** Exercise **
In your copy, include every line of the listing below exactly but none of the pictures.

** Data **

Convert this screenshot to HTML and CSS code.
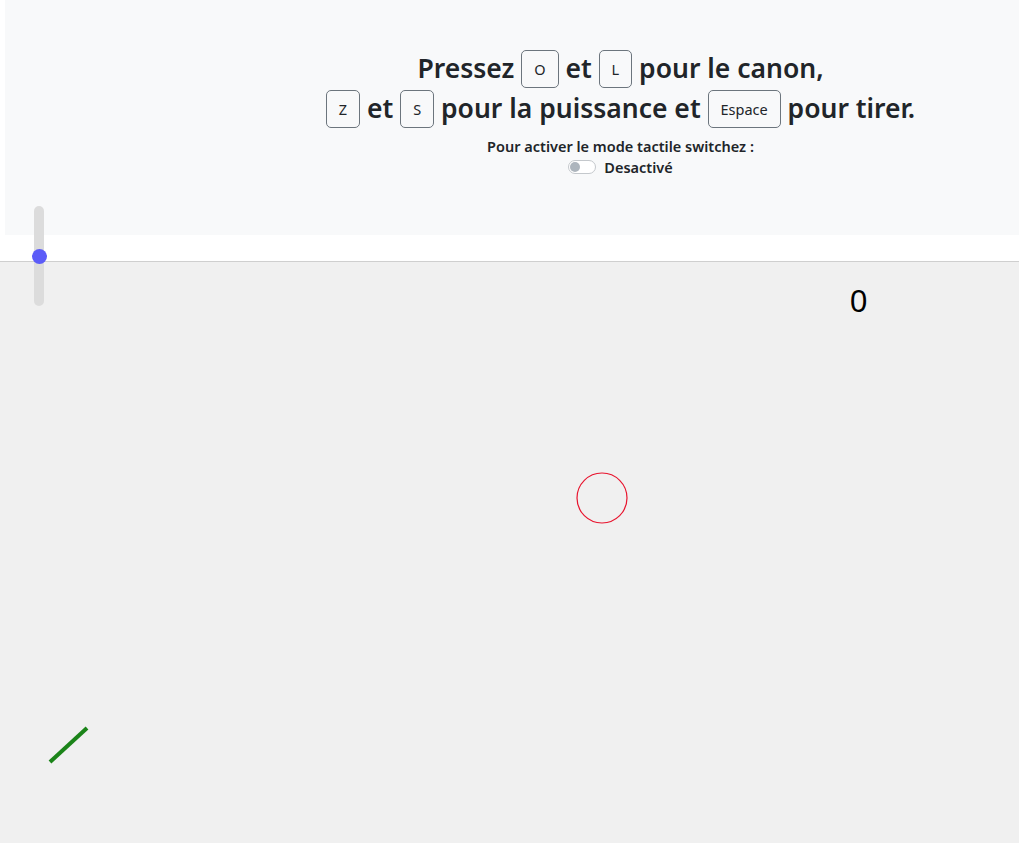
FILE: index.html
```html
<!DOCTYPE html>
<html lang="fr">
<head>
<meta charset="utf-8">
<title>Canon</title>
<link rel="stylesheet" href="styles.css">
</head>
<body>
<div class="page">
  <header class="panel">
    <div class="intro">
      <p class="instructions">
        Pressez <span class="key">O</span> et <span class="key">L</span> pour le canon,<br>
        <span class="key">Z</span> et <span class="key">S</span> pour la puissance et <span class="key">Espace</span> pour tirer.
      </p>
      <p class="touch">Pour activer le mode tactile switchez :</p>
      <label class="switch-row"><span class="switch"><span class="knob"></span></span>Desactivé</label>
    </div>
  </header>
  <div class="spacer"></div>
  <main class="game">
    <svg class="field" viewBox="0 0 1019 581" preserveAspectRatio="xMinYMin meet" xmlns="http://www.w3.org/2000/svg">
      <text x="850" y="50" class="score">0</text>
      <circle cx="602" cy="236" r="25" fill="none" stroke="#e8142e" stroke-width="1.2"/>
      <line x1="50" y1="500" x2="87" y2="466" stroke="#1b8419" stroke-width="4"/>
    </svg>
  </main>
  <div class="power" aria-label="puissance">
    <div class="track"></div>
    <div class="thumb"></div>
  </div>
</div>
</body>
</html>
```
FILE: styles.css
```css
* { box-sizing: border-box; }
html, body { margin: 0; height: 100%; }
body {
  font-family: "Segoe UI", "Noto Sans", "Open Sans", sans-serif;
  color: #212529;
  background: #fff;
}
.page {
  position: relative;
  display: flex;
  flex-direction: column;
  height: 843px;
}
.panel {
  margin-left: 5px;
  height: 235px;
  background: #f8f9fa;
  padding: 48px 0 0 217px;
}
.intro { text-align: center; }
.instructions {
  margin: 0;
  font-size: 26.5px;
  font-weight: 600;
  line-height: 40px;
}
.key {
  display: inline-flex;
  align-items: center;
  justify-content: center;
  height: 38px;
  margin: -4px 0;
  padding: 0 12px;
  border: 1px solid #6c757d;
  border-radius: 5px;
  font-size: 14.5px;
  font-weight: 400;
  vertical-align: middle;
  line-height: 1;
  position: relative;
  top: -2px;
}
.touch {
  margin: 9px 0 0;
  font-size: 14.5px;
  font-weight: 600;
  line-height: 18px;
}
.switch-row {
  display: inline-flex;
  align-items: center;
  gap: 8px;
  font-size: 14.5px;
  font-weight: 600;
  line-height: 18px;
}
.switch {
  width: 28px;
  height: 14px;
  border: 1px solid #c4c8cc;
  border-radius: 7px;
  background: #fff;
  display: flex;
  align-items: center;
  padding-left: 1px;
}
.knob {
  width: 10px;
  height: 10px;
  border-radius: 50%;
  background: #adb5bd;
}
.spacer { height: 26px; }
.game {
  flex: 1;
  background: #f0f0f0;
  border-top: 1px solid #cfcfcf;
}
.field { display: block; width: 100%; height: 100%; }
.score {
  font-family: "Liberation Sans", Arial, sans-serif;
  font-size: 31px;
  fill: #000;
}
.power {
  position: absolute;
  left: 31px;
  top: 206px;
  width: 16px;
  height: 100px;
}
.track {
  position: absolute;
  left: 3px;
  top: 0;
  width: 10px;
  height: 100px;
  border-radius: 5px;
  background: #dcdcdc;
}
.thumb {
  position: absolute;
  left: 0.5px;
  top: 42.5px;
  width: 15px;
  height: 15px;
  border-radius: 50%;
  background: #5c5cf8;
}
```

** Result **
Convert this screenshot to HTML and CSS code.
FILE: index.html
```html
<!DOCTYPE html>
<html lang="fr">
<head>
<meta charset="utf-8">
<title>Canon</title>
<link rel="stylesheet" href="styles.css">
</head>
<body>
<div class="page">
  <header class="panel">
    <div class="intro">
      <p class="instructions">
        Pressez <span class="key">O</span> et <span class="key">L</span> pour le canon,<br>
        <span class="key">Z</span> et <span class="key">S</span> pour la puissance et <span class="key">Espace</span> pour tirer.
      </p>
      <p class="touch">Pour activer le mode tactile switchez :</p>
      <label class="switch-row"><span class="switch"><span class="knob"></span></span>Desactivé</label>
    </div>
  </header>
  <div class="spacer"></div>
  <main class="game">
    <svg class="field" viewBox="0 0 1019 581" preserveAspectRatio="xMinYMin meet" xmlns="http://www.w3.org/2000/svg">
      <text x="850" y="50" class="score">0</text>
      <circle cx="602" cy="236" r="25" fill="none" stroke="#e8142e" stroke-width="1.2"/>
      <line x1="50" y1="500" x2="87" y2="466" stroke="#1b8419" stroke-width="4"/>
    </svg>
  </main>
  <div class="power" aria-label="puissance">
    <div class="track"></div>
    <div class="thumb"></div>
  </div>
</div>
</body>
</html>
```
FILE: styles.css
```css
* { box-sizing: border-box; }
html, body { margin: 0; height: 100%; }
body {
  font-family: "Segoe UI", "Noto Sans", "Open Sans", sans-serif;
  color: #212529;
  background: #fff;
}
.page {
  position: relative;
  display: flex;
  flex-direction: column;
  height: 843px;
}
.panel {
  margin-left: 5px;
  height: 235px;
  background: #f8f9fa;
  padding: 48px 0 0 217px;
}
.intro { text-align: center; }
.instructions {
  margin: 0;
  font-size: 26.5px;
  font-weight: 600;
  line-height: 40px;
}
.key {
  display: inline-flex;
  align-items: center;
  justify-content: center;
  height: 38px;
  margin: -4px 0;
  padding: 0 12px;
  border: 1px solid #6c757d;
  border-radius: 5px;
  font-size: 14.5px;
  font-weight: 400;
  vertical-align: middle;
  line-height: 1;
  position: relative;
  top: -2px;
}
.touch {
  margin: 9px 0 0;
  font-size: 14.5px;
  font-weight: 600;
  line-height: 18px;
}
.switch-row {
  display: inline-flex;
  align-items: center;
  gap: 8px;
  font-size: 14.5px;
  font-weight: 600;
  line-height: 18px;
}
.switch {
  width: 28px;
  height: 14px;
  border: 1px solid #c4c8cc;
  border-radius: 7px;
  background: #fff;
  display: flex;
  align-items: center;
  padding-left: 1px;
}
.knob {
  width: 10px;
  height: 10px;
  border-radius: 50%;
  background: #adb5bd;
}
.spacer { height: 26px; }
.game {
  flex: 1;
  background: #f0f0f0;
  border-top: 1px solid #cfcfcf;
}
.field { display: block; width: 100%; height: 100%; }
.score {
  font-family: "Liberation Sans", Arial, sans-serif;
  font-size: 31px;
  fill: #000;
}
.power {
  position: absolute;
  left: 31px;
  top: 206px;
  width: 16px;
  height: 100px;
}
.track {
  position: absolute;
  left: 3px;
  top: 0;
  width: 10px;
  height: 100px;
  border-radius: 5px;
  background: #dcdcdc;
}
.thumb {
  position: absolute;
  left: 0.5px;
  top: 42.5px;
  width: 15px;
  height: 15px;
  border-radius: 50%;
  background: #5c5cf8;
}
```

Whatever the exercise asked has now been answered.